Just north of the park are the towns of Walvis Bay and Swakopmund. Walvis Bay is a fishing town where pelicans and flamingoes flock to the shallow lagoons along the Atlantic coast. The buildings of Swakopmund were built in a German colonial style, and stand in strange contrast to the desert surroundings of the town. Nearby, a number of adventure operators make use of the spectacular dunes, offering sand-boarding and dune riding on three-wheeled motorcycles. This area is the best place to look for the miraculous Welwitchia plant, which survives the harsh environment by spreading its thick, spongy leaves along the ground.
The coastline here was named for the ships which were wrecked on the sand-bars and reefs of the Atlantic. Later, tons of sand blown in from the interior pushed the shoreline back, leaving the ships high and dry on the beaches. This area is only accessible to 4x4 vehicles, but is well worth a visit for photographers, and lovers of the drama associated with the power of the sea.
Etosha means “Great White Place”, a name given to describe the huge salt pan surrounded by dry grasslands which is the Etosha National Park. The game viewing here is superb. A number of waterholes attract game from the surrounding dry areas, and it is possible to park at one waterhole for an entire morning and watch an incredible variety of wildlife moving cautiously to and from the water, constantly on the look-out for predators.
The park has three well-equipped camps. Okaukuejo is famous for its floodlit waterhole, where rhino and lion are often seen. Halali is a small camp set in a tranquil woodland, perfect for bird-watching.
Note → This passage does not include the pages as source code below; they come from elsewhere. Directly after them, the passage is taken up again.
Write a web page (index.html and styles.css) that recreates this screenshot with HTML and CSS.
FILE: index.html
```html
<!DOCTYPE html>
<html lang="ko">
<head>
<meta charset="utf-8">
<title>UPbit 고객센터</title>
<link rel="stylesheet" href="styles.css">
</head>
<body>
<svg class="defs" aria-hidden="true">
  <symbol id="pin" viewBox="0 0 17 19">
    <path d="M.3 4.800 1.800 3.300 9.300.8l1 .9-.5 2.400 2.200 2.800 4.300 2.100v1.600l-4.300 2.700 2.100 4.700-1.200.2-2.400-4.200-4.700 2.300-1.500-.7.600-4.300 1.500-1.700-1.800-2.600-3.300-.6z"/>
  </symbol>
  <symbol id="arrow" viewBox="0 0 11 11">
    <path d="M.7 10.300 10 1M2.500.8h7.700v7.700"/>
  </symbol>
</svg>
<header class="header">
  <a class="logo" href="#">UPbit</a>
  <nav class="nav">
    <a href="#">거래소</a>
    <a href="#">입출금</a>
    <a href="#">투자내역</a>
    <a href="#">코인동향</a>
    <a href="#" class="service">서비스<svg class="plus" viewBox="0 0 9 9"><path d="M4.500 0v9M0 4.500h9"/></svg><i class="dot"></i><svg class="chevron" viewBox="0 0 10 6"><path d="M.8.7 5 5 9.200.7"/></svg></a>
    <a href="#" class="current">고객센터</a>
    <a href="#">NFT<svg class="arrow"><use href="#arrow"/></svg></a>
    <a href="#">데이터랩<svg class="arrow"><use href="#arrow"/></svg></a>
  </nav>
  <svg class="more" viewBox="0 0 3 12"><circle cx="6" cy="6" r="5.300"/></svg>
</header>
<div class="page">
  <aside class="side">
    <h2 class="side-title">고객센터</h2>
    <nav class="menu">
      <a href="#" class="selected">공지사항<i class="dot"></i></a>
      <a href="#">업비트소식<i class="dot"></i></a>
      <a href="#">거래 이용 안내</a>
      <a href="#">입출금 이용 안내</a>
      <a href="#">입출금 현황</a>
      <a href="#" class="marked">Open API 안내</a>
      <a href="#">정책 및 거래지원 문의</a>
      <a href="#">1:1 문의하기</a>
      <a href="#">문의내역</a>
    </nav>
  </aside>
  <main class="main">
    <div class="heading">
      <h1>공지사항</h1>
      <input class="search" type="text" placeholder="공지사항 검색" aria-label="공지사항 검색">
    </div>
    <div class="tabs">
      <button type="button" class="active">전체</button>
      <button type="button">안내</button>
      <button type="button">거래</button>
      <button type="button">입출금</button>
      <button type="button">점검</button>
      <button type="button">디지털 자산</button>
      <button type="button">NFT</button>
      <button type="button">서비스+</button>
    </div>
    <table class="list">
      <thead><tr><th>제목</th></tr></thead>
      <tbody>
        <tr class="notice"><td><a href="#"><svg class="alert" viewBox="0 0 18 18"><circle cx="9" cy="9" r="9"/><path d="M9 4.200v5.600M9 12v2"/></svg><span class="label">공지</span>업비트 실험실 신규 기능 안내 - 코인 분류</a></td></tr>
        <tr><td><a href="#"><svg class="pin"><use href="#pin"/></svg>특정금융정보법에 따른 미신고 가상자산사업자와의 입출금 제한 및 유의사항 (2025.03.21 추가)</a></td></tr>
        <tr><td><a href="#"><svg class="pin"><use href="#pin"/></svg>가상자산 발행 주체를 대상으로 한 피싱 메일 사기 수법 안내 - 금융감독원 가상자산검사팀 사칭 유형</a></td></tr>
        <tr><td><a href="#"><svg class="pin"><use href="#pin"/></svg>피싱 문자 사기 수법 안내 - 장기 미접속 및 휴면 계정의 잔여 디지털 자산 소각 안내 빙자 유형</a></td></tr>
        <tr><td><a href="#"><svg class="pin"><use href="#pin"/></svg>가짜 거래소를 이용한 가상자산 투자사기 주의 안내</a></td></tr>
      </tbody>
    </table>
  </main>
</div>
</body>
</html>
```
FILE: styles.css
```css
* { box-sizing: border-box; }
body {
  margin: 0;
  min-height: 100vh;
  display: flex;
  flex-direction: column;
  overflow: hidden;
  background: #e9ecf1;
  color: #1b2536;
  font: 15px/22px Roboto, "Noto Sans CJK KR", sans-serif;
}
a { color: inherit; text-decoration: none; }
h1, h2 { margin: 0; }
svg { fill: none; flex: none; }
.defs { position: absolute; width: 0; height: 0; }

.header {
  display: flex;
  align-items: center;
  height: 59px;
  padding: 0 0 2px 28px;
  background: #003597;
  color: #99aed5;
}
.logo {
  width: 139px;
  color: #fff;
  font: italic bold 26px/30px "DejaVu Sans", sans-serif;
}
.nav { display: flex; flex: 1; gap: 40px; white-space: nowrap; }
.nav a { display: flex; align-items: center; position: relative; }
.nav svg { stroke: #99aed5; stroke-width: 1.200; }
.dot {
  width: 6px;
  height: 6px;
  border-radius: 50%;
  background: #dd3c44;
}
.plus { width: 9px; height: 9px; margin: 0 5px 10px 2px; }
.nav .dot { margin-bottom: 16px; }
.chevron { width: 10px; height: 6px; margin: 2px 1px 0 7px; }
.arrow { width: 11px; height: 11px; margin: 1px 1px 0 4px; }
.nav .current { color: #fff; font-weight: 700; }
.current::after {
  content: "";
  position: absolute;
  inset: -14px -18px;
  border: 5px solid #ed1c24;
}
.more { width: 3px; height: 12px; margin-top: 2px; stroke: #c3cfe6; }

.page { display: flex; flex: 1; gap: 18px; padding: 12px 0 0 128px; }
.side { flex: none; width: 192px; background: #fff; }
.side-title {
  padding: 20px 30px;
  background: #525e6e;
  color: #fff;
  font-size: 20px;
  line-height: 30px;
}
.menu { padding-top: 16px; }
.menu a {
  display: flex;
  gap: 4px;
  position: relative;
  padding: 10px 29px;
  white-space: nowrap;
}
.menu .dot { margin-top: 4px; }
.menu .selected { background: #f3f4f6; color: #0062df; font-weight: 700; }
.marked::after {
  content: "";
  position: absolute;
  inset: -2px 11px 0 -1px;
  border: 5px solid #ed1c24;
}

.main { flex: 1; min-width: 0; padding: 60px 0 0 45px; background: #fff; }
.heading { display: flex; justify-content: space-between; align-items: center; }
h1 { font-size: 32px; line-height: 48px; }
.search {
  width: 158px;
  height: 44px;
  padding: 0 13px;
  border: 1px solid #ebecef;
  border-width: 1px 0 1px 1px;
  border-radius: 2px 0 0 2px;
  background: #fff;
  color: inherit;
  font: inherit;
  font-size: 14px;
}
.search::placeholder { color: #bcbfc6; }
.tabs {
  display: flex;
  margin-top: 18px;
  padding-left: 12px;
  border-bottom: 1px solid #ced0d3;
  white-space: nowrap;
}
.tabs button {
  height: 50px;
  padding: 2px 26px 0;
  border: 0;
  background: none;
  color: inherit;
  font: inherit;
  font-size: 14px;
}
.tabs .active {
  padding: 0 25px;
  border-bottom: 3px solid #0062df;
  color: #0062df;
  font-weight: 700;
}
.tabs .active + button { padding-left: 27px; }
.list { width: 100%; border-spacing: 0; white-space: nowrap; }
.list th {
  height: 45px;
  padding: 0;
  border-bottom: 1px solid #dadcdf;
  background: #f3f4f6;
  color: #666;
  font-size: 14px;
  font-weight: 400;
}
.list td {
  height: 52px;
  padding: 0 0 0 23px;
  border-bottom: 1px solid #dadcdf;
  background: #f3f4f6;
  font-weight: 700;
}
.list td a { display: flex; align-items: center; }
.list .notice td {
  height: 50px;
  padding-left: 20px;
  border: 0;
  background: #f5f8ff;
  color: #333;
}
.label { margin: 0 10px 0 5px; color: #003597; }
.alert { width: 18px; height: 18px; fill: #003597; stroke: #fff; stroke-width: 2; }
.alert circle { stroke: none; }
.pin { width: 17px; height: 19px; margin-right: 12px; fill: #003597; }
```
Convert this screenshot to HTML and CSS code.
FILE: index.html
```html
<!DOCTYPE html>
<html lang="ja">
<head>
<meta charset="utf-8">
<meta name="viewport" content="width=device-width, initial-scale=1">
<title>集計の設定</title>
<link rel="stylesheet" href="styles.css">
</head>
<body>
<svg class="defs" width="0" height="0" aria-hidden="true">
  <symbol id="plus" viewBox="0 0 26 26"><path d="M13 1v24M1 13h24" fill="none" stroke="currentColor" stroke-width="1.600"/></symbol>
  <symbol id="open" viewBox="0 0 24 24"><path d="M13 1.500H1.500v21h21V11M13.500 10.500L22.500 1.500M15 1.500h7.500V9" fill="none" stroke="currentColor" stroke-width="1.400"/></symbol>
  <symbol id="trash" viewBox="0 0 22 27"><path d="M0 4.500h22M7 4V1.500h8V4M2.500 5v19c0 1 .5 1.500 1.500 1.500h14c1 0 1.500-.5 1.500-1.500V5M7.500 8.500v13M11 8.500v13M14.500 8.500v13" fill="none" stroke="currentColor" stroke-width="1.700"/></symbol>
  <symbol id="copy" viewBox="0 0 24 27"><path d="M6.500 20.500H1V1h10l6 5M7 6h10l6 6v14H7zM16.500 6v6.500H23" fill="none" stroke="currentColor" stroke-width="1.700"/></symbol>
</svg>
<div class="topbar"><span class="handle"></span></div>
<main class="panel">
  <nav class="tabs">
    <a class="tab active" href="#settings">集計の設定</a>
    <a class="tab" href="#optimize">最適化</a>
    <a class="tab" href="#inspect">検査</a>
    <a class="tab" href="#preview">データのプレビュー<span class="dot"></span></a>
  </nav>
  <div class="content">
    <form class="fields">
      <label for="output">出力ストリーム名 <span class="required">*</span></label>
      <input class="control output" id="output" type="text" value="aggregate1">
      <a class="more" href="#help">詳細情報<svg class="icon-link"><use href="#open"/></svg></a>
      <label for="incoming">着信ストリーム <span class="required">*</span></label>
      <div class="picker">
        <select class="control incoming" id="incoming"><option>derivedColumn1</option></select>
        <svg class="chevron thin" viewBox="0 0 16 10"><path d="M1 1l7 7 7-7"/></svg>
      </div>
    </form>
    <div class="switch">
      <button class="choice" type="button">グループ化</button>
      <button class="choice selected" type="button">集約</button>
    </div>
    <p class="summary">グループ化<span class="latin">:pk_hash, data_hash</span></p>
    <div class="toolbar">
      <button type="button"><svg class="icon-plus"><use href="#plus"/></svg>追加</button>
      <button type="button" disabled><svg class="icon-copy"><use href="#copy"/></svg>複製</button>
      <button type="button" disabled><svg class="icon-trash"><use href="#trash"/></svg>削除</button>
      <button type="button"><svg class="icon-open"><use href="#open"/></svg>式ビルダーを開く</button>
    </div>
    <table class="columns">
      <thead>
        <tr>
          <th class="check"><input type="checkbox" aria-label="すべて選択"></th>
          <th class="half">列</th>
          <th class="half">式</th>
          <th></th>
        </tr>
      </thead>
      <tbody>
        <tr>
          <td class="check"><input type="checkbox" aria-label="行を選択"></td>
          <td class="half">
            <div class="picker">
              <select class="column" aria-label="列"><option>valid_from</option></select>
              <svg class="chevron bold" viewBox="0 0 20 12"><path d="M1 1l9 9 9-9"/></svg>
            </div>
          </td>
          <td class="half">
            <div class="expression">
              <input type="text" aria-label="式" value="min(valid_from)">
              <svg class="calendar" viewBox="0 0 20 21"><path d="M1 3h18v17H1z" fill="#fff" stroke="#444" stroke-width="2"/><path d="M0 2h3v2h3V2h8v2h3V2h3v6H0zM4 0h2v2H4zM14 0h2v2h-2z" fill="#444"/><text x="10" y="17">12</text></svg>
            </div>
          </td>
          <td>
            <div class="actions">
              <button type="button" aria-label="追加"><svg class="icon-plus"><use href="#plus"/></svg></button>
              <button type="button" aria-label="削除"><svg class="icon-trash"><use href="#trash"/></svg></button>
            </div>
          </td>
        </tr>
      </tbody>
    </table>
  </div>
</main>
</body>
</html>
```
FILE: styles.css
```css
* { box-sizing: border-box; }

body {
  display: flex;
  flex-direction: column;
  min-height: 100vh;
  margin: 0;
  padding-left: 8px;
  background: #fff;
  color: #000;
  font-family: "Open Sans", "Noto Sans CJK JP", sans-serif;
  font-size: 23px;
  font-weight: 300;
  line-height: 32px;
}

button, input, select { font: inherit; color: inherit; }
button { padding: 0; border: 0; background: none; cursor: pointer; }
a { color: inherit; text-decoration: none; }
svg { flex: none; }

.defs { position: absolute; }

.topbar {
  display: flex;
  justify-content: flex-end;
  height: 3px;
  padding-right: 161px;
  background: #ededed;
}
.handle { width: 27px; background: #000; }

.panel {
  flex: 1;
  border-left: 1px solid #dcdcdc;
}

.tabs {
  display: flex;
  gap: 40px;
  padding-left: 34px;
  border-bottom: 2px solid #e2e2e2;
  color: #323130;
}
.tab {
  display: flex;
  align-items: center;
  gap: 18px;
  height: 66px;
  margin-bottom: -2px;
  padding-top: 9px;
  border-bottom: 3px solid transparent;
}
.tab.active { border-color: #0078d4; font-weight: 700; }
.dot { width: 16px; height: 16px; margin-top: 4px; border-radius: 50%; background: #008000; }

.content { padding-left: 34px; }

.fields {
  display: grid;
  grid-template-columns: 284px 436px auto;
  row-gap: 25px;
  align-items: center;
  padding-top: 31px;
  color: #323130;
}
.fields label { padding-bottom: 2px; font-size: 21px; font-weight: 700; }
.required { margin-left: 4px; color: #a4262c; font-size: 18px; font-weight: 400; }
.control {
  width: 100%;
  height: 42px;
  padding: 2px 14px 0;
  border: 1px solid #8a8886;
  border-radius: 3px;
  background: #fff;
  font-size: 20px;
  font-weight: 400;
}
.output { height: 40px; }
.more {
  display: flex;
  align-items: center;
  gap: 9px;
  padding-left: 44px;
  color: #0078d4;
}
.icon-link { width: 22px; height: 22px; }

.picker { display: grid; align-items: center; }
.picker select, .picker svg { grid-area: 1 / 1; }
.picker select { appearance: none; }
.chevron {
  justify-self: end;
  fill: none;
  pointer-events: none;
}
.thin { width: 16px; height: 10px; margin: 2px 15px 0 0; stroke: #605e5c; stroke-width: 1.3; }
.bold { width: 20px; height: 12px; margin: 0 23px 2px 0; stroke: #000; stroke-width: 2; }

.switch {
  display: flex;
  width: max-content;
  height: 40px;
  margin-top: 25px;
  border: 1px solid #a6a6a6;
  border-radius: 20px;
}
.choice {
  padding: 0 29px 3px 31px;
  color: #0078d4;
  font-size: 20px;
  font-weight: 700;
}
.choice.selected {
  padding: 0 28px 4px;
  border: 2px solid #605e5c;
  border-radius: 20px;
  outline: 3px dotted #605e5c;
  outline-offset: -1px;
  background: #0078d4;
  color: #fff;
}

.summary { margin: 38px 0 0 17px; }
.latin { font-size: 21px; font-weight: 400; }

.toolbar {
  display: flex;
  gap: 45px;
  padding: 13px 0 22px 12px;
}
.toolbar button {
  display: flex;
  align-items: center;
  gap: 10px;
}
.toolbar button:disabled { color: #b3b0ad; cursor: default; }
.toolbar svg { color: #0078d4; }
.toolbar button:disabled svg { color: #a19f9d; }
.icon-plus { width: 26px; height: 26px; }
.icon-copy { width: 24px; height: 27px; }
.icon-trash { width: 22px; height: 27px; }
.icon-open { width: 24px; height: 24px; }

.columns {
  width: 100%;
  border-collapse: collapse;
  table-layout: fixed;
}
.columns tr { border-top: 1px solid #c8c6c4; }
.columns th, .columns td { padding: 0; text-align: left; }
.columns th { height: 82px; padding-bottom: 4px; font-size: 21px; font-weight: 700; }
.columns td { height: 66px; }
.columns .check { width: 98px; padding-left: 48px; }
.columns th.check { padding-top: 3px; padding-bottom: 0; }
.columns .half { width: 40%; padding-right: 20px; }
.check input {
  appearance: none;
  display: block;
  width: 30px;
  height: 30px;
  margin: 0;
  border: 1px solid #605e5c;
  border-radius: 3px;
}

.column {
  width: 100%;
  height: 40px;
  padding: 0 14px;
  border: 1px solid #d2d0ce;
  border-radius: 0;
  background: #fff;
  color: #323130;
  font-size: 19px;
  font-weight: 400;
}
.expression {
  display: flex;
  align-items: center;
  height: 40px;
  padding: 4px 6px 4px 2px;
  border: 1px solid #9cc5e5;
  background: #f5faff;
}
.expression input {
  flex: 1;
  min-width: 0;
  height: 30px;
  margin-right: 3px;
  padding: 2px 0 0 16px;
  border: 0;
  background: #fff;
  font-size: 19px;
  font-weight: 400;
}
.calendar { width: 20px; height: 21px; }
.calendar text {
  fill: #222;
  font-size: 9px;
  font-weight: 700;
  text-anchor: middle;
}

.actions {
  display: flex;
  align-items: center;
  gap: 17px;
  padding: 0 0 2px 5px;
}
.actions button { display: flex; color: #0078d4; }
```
Namutoni was once a German fort and now provides excellent accommodation near the northern entrance to the park.
The Herero women who live here adopted an interesting style of dress after contact with Lutheran missionaries – cotton dresses made from yards of printed fabric, worn with huge, horn-shaped hats.
A 4x4 vehicle is recommended for exploring this area. The geology here is spectacular – from the egg-shaped granite formations at Spitzkoppe to the ancient volcanic rocks of the Brandberg. The region is rich with Bushman rock art – most famous is the “White Lady of the Brandberg”, as well as paintings and etchings at Twyfelfontein. To the east, near Kalkveld, are fossilized dinosaur footprints estimated at 150 million years old.
Also only accessible by 4x4, this is the home of the Himba, who still follow a traditional lifestyle, covering their skins and hair with ochre and relying largely on a subsistence economy. Kaokoland reaches up to the Kunene River, which forms the northern border with Angola. The river follows a path of rapids and waterfalls. the Ruacana Falls are the highest in Africa, while Epupa Falls are probably the most remote and beautiful – a tranquil paradise in a harsh land.
On the way to Caprivi, it is worth a detour to the sights near Tsumeb and Grootfontein. Near Tsumeb is Otjikoto lake – the home of the rare Otjikoto cichlid fish. West of Grootfontein is the Hoba meteorite site. The Caprivi strip provides road access to Zambia, Botswana and Zimbabwe, as well as a beautiful drive through sub-tropical woodlands and the Caprivi Game Park.
Namibia is so vast and lovely, that it becomes difficult to choose where to go, and for how long. The distances between places are staggering, so flying is an attractive option. There are, however, a number of options for travel including self-drive, guided 4x4 tours, and travel by train. All of them provide a unique view of a country of magnificent proportions and staggering beauty.